Chief executive Lord Browne described the transaction as "a major strategic step into a country with massive oil and gas reserves and immense potential for future growth."
He said: "BP entered Russia five years ago when we bought ten percent of Sidanco. We had a tough time initially, but after the present management and ownership structure was established early in 2001 we have gradually built an important, mutually beneficial relationship with the owners of AAR and learned a great deal about doing business in Russia.
"Over the past year we have conducted a very thorough examination of the assets involved in this deal, including rigorous and extensive physical inspections.

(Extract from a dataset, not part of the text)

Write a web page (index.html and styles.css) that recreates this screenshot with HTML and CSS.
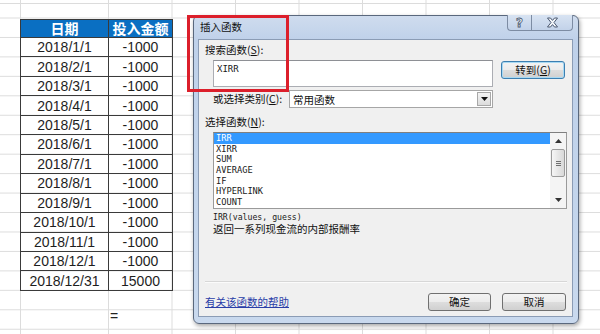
FILE: index.html
```html
<!DOCTYPE html>
<html lang="zh-CN">
<head>
  <meta charset="UTF-8" />
  <meta name="viewport" content="width=device-width, initial-scale=1.0" />
  <title>插入函数 - XIRR</title>
  <link rel="stylesheet" href="styles.css">
</head>
<body>
  <div class="sheet">
    <table class="cash">
      <tr><th>日期</th><th>投入金额</th></tr>
      <tr><td>2018/1/1</td><td>-1000</td></tr>
      <tr><td>2018/2/1</td><td>-1000</td></tr>
      <tr><td>2018/3/1</td><td>-1000</td></tr>
      <tr><td>2018/4/1</td><td>-1000</td></tr>
      <tr><td>2018/5/1</td><td>-1000</td></tr>
      <tr><td>2018/6/1</td><td>-1000</td></tr>
      <tr><td>2018/7/1</td><td>-1000</td></tr>
      <tr><td>2018/8/1</td><td>-1000</td></tr>
      <tr><td>2018/9/1</td><td>-1000</td></tr>
      <tr><td>2018/10/1</td><td>-1000</td></tr>
      <tr><td>2018/11/1</td><td>-1000</td></tr>
      <tr><td>2018/12/1</td><td>-1000</td></tr>
      <tr><td>2018/12/31</td><td>15000</td></tr>
    </table>
    <div class="formula">=</div>
  </div>

  <div class="dialog">
    <div class="titlebar">
      <span class="title">插入函数</span>
      <div class="caption">
        <span class="cap cap-help">?</span>
        <span class="cap cap-close">
          <svg width="13" height="11" viewBox="0 0 13 11">
            <path d="M1.5 1 H4.5 L6.5 3.4 L8.5 1 H11.5 L8 5.5 L11.5 10 H8.5 L6.5 7.6 L4.5 10 H1.5 L5 5.5 Z" fill="#f4f7fb" stroke="#4a5870" stroke-width="1" stroke-linejoin="round"/>
          </svg>
        </span>
      </div>
    </div>

    <div class="panel">
      <div class="label label-search">搜索函数(<u>S</u>):</div>
      <div class="search-row">
        <div class="search-input">XIRR</div>
        <button class="btn btn-go">转到(<u>G</u>)</button>
      </div>

      <div class="category-row">
        <span class="category-label">或选择类别(<u>C</u>):</span>
        <div class="select">
          <span>常用函数</span>
          <span class="select-arrow">
            <svg width="7" height="4" viewBox="0 0 7 4"><path d="M0 0 H7 L3.5 4 Z" fill="#111"/></svg>
          </span>
        </div>
      </div>

      <div class="label label-list">选择函数(<u>N</u>):</div>
      <div class="listbox">
        <div class="items">
          <div class="item selected">IRR</div>
          <div class="item">XIRR</div>
          <div class="item">SUM</div>
          <div class="item">AVERAGE</div>
          <div class="item">IF</div>
          <div class="item">HYPERLINK</div>
          <div class="item">COUNT</div>
        </div>
        <div class="scrollbar">
          <div class="sb-arrow">
            <svg width="7" height="4" viewBox="0 0 7 4"><path d="M3.5 0 L7 4 H0 Z" fill="#333"/></svg>
          </div>
          <div class="sb-thumb"><span></span><span></span><span></span></div>
          <div class="sb-space"></div>
          <div class="sb-arrow">
            <svg width="7" height="4" viewBox="0 0 7 4"><path d="M0 0 H7 L3.5 4 Z" fill="#333"/></svg>
          </div>
        </div>
      </div>

      <div class="sig">IRR(values, guess)</div>
      <div class="desc">返回一系列现金流的内部报酬率</div>

      <div class="sep"></div>
      <div class="footer">
        <a class="help" href="#">有关该函数的帮助</a>
        <button class="btn btn-ok">确定</button>
        <button class="btn btn-cancel">取消</button>
      </div>
    </div>
  </div>

  <div class="callout"></div>
</body>
</html>
```

FILE: styles.css
```css
body {
  margin: 0;
  width: 600px;
  height: 334px;
  overflow: hidden;
  background-color: #fff;
  background-image:
    linear-gradient(#dcdcdc, #dcdcdc),
    linear-gradient(to bottom, #dcdcdc 1px, transparent 1px),
    linear-gradient(#dcdcdc, #dcdcdc),
    linear-gradient(#fff, #fff),
    linear-gradient(to right, #dcdcdc 1px, transparent 1px);
  background-size: 100% 1px, 100% 19.46px, 1px 100%, 86px 100%, 63.5px 100%;
  background-position: 0 3px, 0 17.5px, 20px 0, 21px 0, 108px 0;
  background-repeat: no-repeat, repeat, no-repeat, no-repeat, repeat;
  font-family: "Liberation Sans", "Noto Sans CJK SC", sans-serif;
}

.sheet { padding: 19px 0 0 20px; }

.cash { border-collapse: collapse; font-size: 14px; color: #1e1e1e; }
.cash th, .cash td { border: 1px solid #3a3a3a; padding: 0; text-align: center; }
.cash th {
  height: 17px;
  background: #0a6fc2;
  color: #fff;
  font-family: "Noto Sans CJK SC", sans-serif;
  font-weight: bold;
  font-size: 14px;
  line-height: 17px;
}
.cash td { height: 18.46px; line-height: 18px; }
.cash td:first-child { width: 87px; }
.cash td:last-child { width: 63px; }

.formula { margin: 18px 0 0 90px; font-size: 14px; line-height: 14px; color: #222; }

/* dialog window */
.dialog {
  position: absolute;
  left: 193px;
  top: 15px;
  width: 384px;
  height: 307px;
  border: 1px solid #5a687d;
  border-radius: 6px;
  background: linear-gradient(#cfdcee, #bfd1ea 24px, #c3d5ec 60%, #c9d9ee);
  box-shadow: 1px 2px 4px rgba(0, 0, 0, 0.35);
  display: flex;
  flex-direction: column;
  font-family: "Noto Sans CJK SC", sans-serif;
  font-size: 10.5px;
  color: #111;
}

.titlebar { height: 23px; display: flex; justify-content: space-between; align-items: flex-start; }
.title { padding-left: 6px; line-height: 21px; }

.caption { display: flex; margin: -1px 5px 0 0; height: 16px; }
.cap {
  display: flex;
  align-items: center;
  justify-content: center;
  height: 15px;
  border: 1px solid #7d8ca3;
  border-top: none;
  background: linear-gradient(#d8e3f2, #c2d2e9);
}
.cap-help {
  width: 23px;
  border-radius: 0 0 0 4px;
  border-right: none;
  font-family: "DejaVu Sans", sans-serif;
  font-weight: bold;
  font-size: 12px;
  color: #f4f7fb;
  -webkit-text-stroke: 0.8px #4a5870;
}
.cap-close { width: 40px; border-radius: 0 0 4px 0; }

.panel {
  flex: 1;
  margin: 0 5px 6px 4px;
  border: 1px solid #8b9cb5;
  background: #f0f0f0;
  display: flex;
  flex-direction: column;
}

.label { line-height: 14px; margin-left: 6px; }
.label u, .category-label u, .btn u { text-decoration: underline; }
.label-search { margin-top: 3px; }

.search-row { display: flex; align-items: flex-start; gap: 8px; margin: 3px 0 0 14px; }
.search-input {
  box-sizing: border-box;
  width: 280px;
  height: 27px;
  padding: 3px 3px;
  border: 1px solid #abadb3;
  border-top-color: #8e9095;
  background: #fff;
  font-family: "DejaVu Sans Mono", monospace;
  font-size: 9px;
  line-height: 11px;
  color: #1a1a1a;
}

.btn {
  box-sizing: border-box;
  height: 18px;
  padding: 0;
  border: 1px solid #707070;
  border-radius: 3px;
  background: linear-gradient(#f3f3f3, #ececec 48%, #dddddd 52%, #d0d0d0);
  font-family: "Noto Sans CJK SC", sans-serif;
  font-size: 10.5px;
  line-height: 16px;
  color: #111;
}
.btn-go {
  width: 64px;
  margin-top: 1px;
  border-color: #3c7fb1;
  box-shadow: inset 0 0 0 1px #a8d9f3;
}

.category-row { display: flex; align-items: center; margin: 3px 0 0 14px; }
.category-label { width: 76px; line-height: 18px; }
.select {
  box-sizing: border-box;
  width: 204px;
  height: 18px;
  border: 1px solid #a6a6a6;
  background: #fff;
  display: flex;
  justify-content: space-between;
  align-items: center;
  padding-left: 3px;
}
.select-arrow {
  width: 14px;
  height: 14px;
  margin-right: 1px;
  border: 1px solid #a8a8a8;
  box-sizing: border-box;
  background: linear-gradient(#f4f4f4, #dcdcdc);
  display: flex;
  align-items: center;
  justify-content: center;
}

.label-list { margin-top: 7px; }

.listbox {
  height: 75px;
  margin: 3px 5px 0 14px;
  border: 1px solid #9a9a9a;
  border-top-color: #7f7f7f;
  background: #fff;
  display: flex;
}
.items {
  flex: 1;
  font-family: "DejaVu Sans Mono", monospace;
  font-size: 8.7px;
  line-height: 10.67px;
  color: #1a1a1a;
}
.item { padding-left: 2px; height: 10.67px; }
.item.selected { background: #3399ff; color: #fff; }

.scrollbar { width: 16px; background: #f4f4f4; display: flex; flex-direction: column; }
.sb-arrow { height: 16px; display: flex; align-items: center; justify-content: center; }
.sb-thumb {
  height: 28px;
  margin: 0 1px;
  box-sizing: border-box;
  border: 1px solid #9b9b9b;
  border-radius: 2px;
  background: linear-gradient(to right, #f6f6f6, #e6e6e6 50%, #d9d9d9);
  display: flex;
  flex-direction: column;
  justify-content: center;
  align-items: center;
  gap: 1px;
}
.sb-thumb span { width: 5px; height: 1px; background: #6f6f6f; }
.sb-space { flex: 1; }

.sig {
  margin: 3px 0 0 14px;
  font-family: "DejaVu Sans Mono", monospace;
  font-size: 8.2px;
  line-height: 11px;
  color: #1a1a1a;
}
.desc { margin-left: 14px; line-height: 12px; }

.sep {
  margin: auto 5px 0 6px;
  height: 1px;
  background: #d7d7d7;
  border-bottom: 1px solid #fbfbfb;
}

.footer { display: flex; align-items: center; margin: 10px 6px 5px 6px; }
.help { flex: 1; color: #2a3ea8; text-decoration: underline; line-height: 14px; }
.btn-ok { width: 63px; }
.btn-cancel { width: 64px; margin-left: 11px; }

/* red highlight drawn over the screenshot */
.callout {
  position: absolute;
  left: 187px;
  top: 15px;
  width: 102px;
  height: 77px;
  box-sizing: border-box;
  border: 3px solid #dc1f2b;
}
```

We have also taken great care to put in place a system of governance that safeguards the interests of all parties.
"These prudent measures, combined with Russia's greatly improved economic stability, improved legal system and increasing commitment to international rules of trade and business, have convinced BP that now is the time to deepen our partnership with AAR.
"We believe this to be a great moment in the history of BP and of TNK/Sidanco and, indeed, an important milestone in the history of the industry. It marks a step change for both companies and establishes a business which will be able to meet the competitive challenge ahead," Browne said.
The new company will be governed by a ten-strong board, with members nominated equally by BP and AAR and decisions taken unanimously. AAR will nominate the chairman of the Board, and BP will nominate the chief executive and provide significant management and technical resources to the new company. BP and AAR intend to apply western principles of corporate governance.
The new combined company will have production of some 1.2 million barrels of oil a day. BP estimates that the oil and gas resources of the new concern are at least 5.2 billion barrels.
BP's share of resources will be in line with its 50 percent interest in the company. Its share of oil production will total more than 500,000 barrels a day. Over 40 per cent of the output is exported as crude and 15 percent as refined product, both at international prices. The remainder is sold domestically at lower prices.
The transaction is subject to regulatory and other approvals, including the consent of the EU and Russian Ministry of Anti-Monopoly Activities.
The assets being contributed by BP to the new company include its holding in Sidanco, its stake in Rusia Petroleum, its interest in the Sakhalin V exploration license and its holding in the BP Moscow retail network.
AAR is contributing its holdings in TNK and Sidanco, its share of Rusia Petroleum, its stake in the Rospan gasfield in West Siberia and its interest in the Sakhalin IV & V exploration licence. Neither AAR's association with Slavneft, nor BP's interest in LukArco or the Russian elements of BP's international businesses such as lubricants, marine and aviation, are included in the transaction.
As at December 31, 2001 the total net assets and profits after tax of the combination of companies which are the subject of this transaction were US $3,635 million and US $1,435 million respectively.